A fully-printed electrochemical platform for assisted colorimetric detection of phosphate in saliva: Greenness and whiteness quantification by the AGREE and RGB tools

Abstract

Herein, we report the environmental impact quantification of a newly developed fully printed electrochemical device to assist a colorimetric detection of phosphate in saliva. The evaluation of the analytical procedure was performed according to the principles of Green Analytical Chemistry and White Analytical Chemistry. The standard method for phosphate detection relies on a reaction between phosphate and molybdate in presence of antimony potassium tartrate and ascorbic acid, using strong acid conditions and high volumes of reagents (100–500 mL).

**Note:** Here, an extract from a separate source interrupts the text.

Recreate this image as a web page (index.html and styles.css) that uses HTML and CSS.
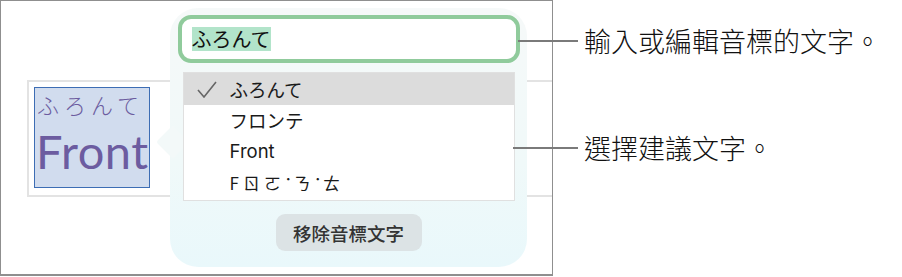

To deliver an eco-friendly method, we have combined a screen-printed electrode with a liquid electrolyte battery and inkjet-printed conductive paths to develop a fully printed device on a flexible polymer substrate avoiding the use of ascorbic acid and using a small amount of reagents. The printed sensor was first developed and optimized for phosphate detection in saliva, allowing for a detection limit equal to 26 µM and satisfactory repeatability (relative standard deviation value of 7.5%). Finally, the AGREE and the RGB assessment tools were applied for a quantitative evaluation of the proposed sensor and reference method, in agreement with the Green Analytical and White Analytical principles. The results demonstrated the lower environmental impact of the proposed sensor, as well as the suitability of this novel approach for phosphate detection in saliva.